There you have it. That’s the entire launch strategy. I’ve kept it simple and trackable, so I can study what works and share it here. If I’m right the first book should do very well right out of the gate, but that’s really just the beginning.
The series won’t hit it’s stride until the 2nd book launches, which is where phase two of the launch plan comes in. By this time the 1st book will be out on audio, which will add another layer of both sales and visibility.
Launching the 2nd Book
As mentioned above Hero Rising (book 2) is already listed for preorder. I am making an offer to my mailing list that if they review the first book I will allow them to ARC read the 2nd book. The goal is to get to 50 reviews as soon as humanly possible, which I don’t think will take long.
The first promo will be a Kindle Countdown Deal, and I will launch it to coincide with the release of Hero Rising in mid-February. I’ll be dropping the price to 99 cents, and will be listing the book at any and every book advertising site on the web. If I can get a BookBub wonderful, but with or without I will wallpaper the internet with ads.

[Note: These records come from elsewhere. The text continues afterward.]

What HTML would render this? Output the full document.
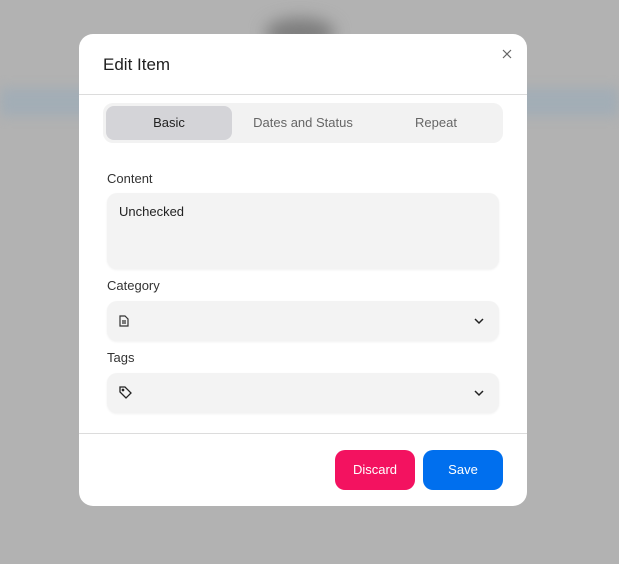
<!DOCTYPE html>
<html><head><style>
body{margin:0;width:619px;height:564px;overflow:hidden;background:#b2b2b2;font-family:"Liberation Sans",sans-serif;position:relative}
.band{position:absolute;left:0;right:0;top:88px;height:28px;background:#a2adb6;filter:blur(6px)}
.blob{position:absolute;left:265px;top:18px;width:70px;height:30px;background:#7d7d7d;border-radius:50%;filter:blur(8px)}
.modal{position:absolute;left:79px;top:34px;width:448px;height:472px;background:#fff;border-radius:14px}
.title{position:absolute;left:24px;top:21px;font-size:17px;color:#1f1f1f}
.hr{position:absolute;left:0;right:0;height:1px;background:#dcdcdc}
.tabs{position:absolute;left:24px;top:69px;width:400px;height:40px;background:#f2f2f2;border-radius:10px}
.tab{position:absolute;top:3px;height:34px;line-height:34px;text-align:center;font-size:13px;color:#666}
.act{background:#d4d4d8;border-radius:8px;color:#222}
.lbl{position:absolute;left:28px;font-size:13px;color:#333}
.field{position:absolute;left:28px;width:392px;background:#f3f3f3;border-radius:10px;box-shadow:0 1px 2px rgba(0,0,0,.06)}
.chev{position:absolute;right:14px;top:14px}
.btn{position:absolute;top:416px;width:80px;height:40px;border-radius:10px;color:#fff;font-size:13px;text-align:center;line-height:40px}
</style></head><body>
<div class="band"></div><div class="blob"></div>
<div class="modal">
<div class="title">Edit Item</div>
<svg style="position:absolute;left:423px;top:15px" width="10" height="10" viewBox="0 0 10 10" stroke="#666" stroke-width="1.2"><path d="M1 1l8 8M9 1l-8 8"/></svg>
<div class="hr" style="top:60px"></div>
<div class="tabs">
<div class="tab act" style="left:3px;width:126px">Basic</div>
<div class="tab" style="left:135px;width:130px">Dates and Status</div>
<div class="tab" style="left:268px;width:130px">Repeat</div>
</div>
<div class="lbl" style="top:137px">Content</div>
<div class="field" style="top:159px;height:76px"><div style="position:absolute;left:12px;top:11px;font-size:13px;color:#222">Unchecked</div></div>
<div class="lbl" style="top:244px">Category</div>
<div class="field" style="top:267px;height:40px">
<svg style="position:absolute;left:12px;top:14px" width="10" height="12" viewBox="0 0 10 12" fill="none" stroke="#333" stroke-width="1.2"><path d="M1 1h5l3 3v7H1z M3 6h4 M3 8h4"/></svg>
<svg class="chev" width="12" height="12" viewBox="0 0 12 12" fill="none" stroke="#222" stroke-width="1.5"><path d="M2 4l4 4 4-4"/></svg></div>
<div class="lbl" style="top:316px">Tags</div>
<div class="field" style="top:339px;height:40px">
<svg style="position:absolute;left:12px;top:13px" width="13" height="13" viewBox="0 0 13 13" fill="none" stroke="#222" stroke-width="1.3"><path d="M1 1h5l6 6-5 5-6-6z"/><circle cx="4" cy="4" r=".7" fill="#222"/></svg>
<svg class="chev" width="12" height="12" viewBox="0 0 12 12" fill="none" stroke="#222" stroke-width="1.5"><path d="M2 4l4 4 4-4"/></svg></div>
<div class="hr" style="top:399px"></div>
<div class="btn" style="left:256px;background:#f31260">Discard</div>
<div class="btn" style="left:344px;background:#006fee">Save</div>
</div>
</body></html>
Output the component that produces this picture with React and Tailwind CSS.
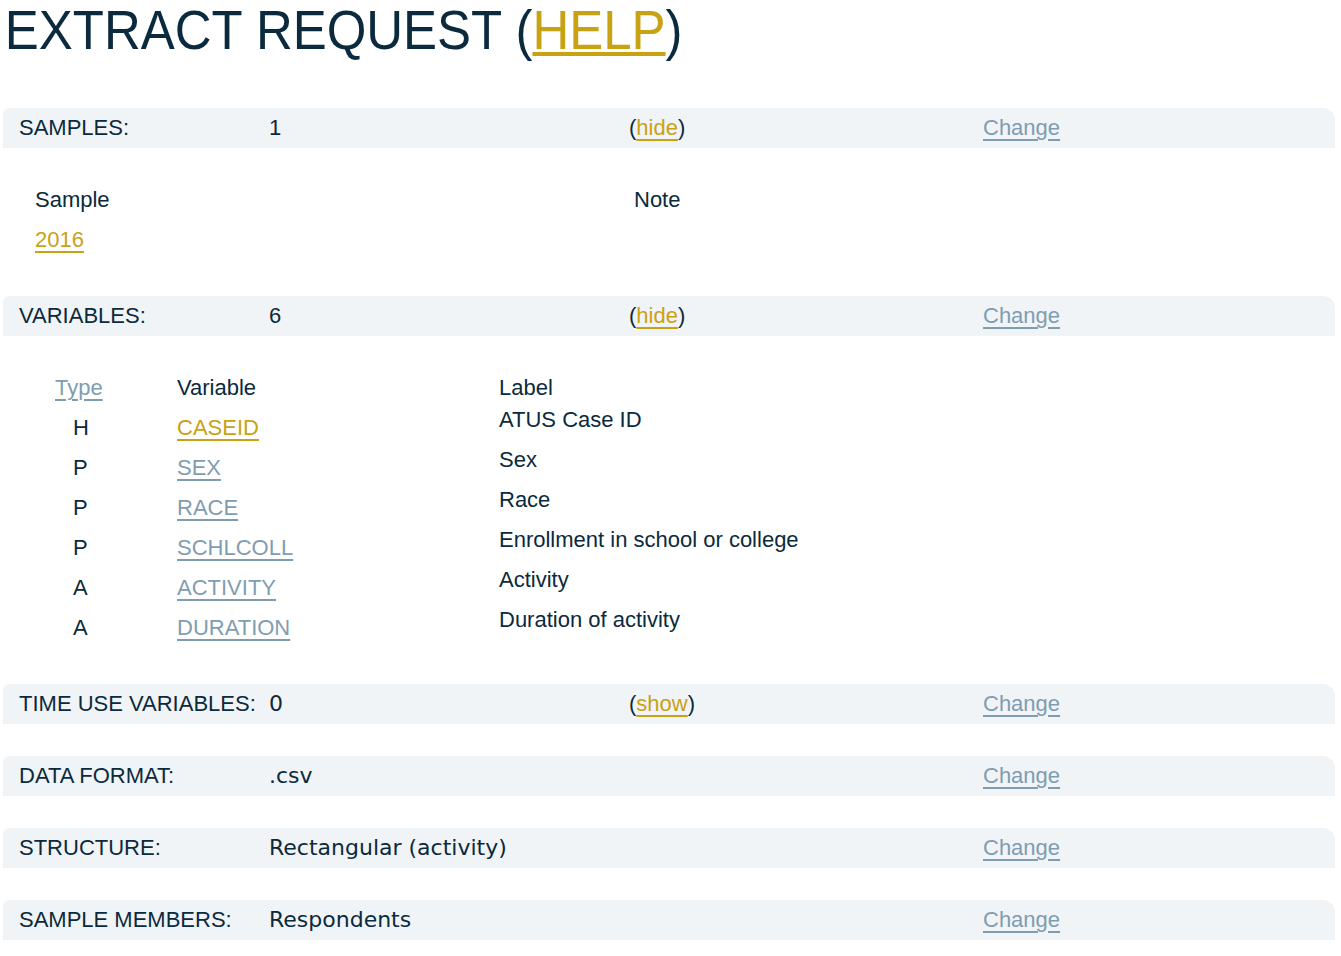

This should both revive what will likely be flagging sales on book one, and give book 2 a strong launch. These sales will trickle into book 3, which will already be listed for release on April 27th.
I’m really excited to see how this launch goes, because it’s my first chance to test everything I’ve learned at Kboards over the past year. I’ve watched people like Nick Webb, Wayne Stinnett, Amanda Lee, and many others catapult themselves to tremendous success.
I believe that any of us can do the same. We have all the tools we need at our disposal. All we have to do is learn from people who already have the success we’re after.
If I’m right you’ll see Hero Born take off, but if not expect to see me come back and talk about that too. No matter what happens I’m going to learn from this, and the least I can do is share the lessons with the friends I’ve made here =)
If you have either questions or suggestions I’d love to hear them. I am always learning, and you all help me do that!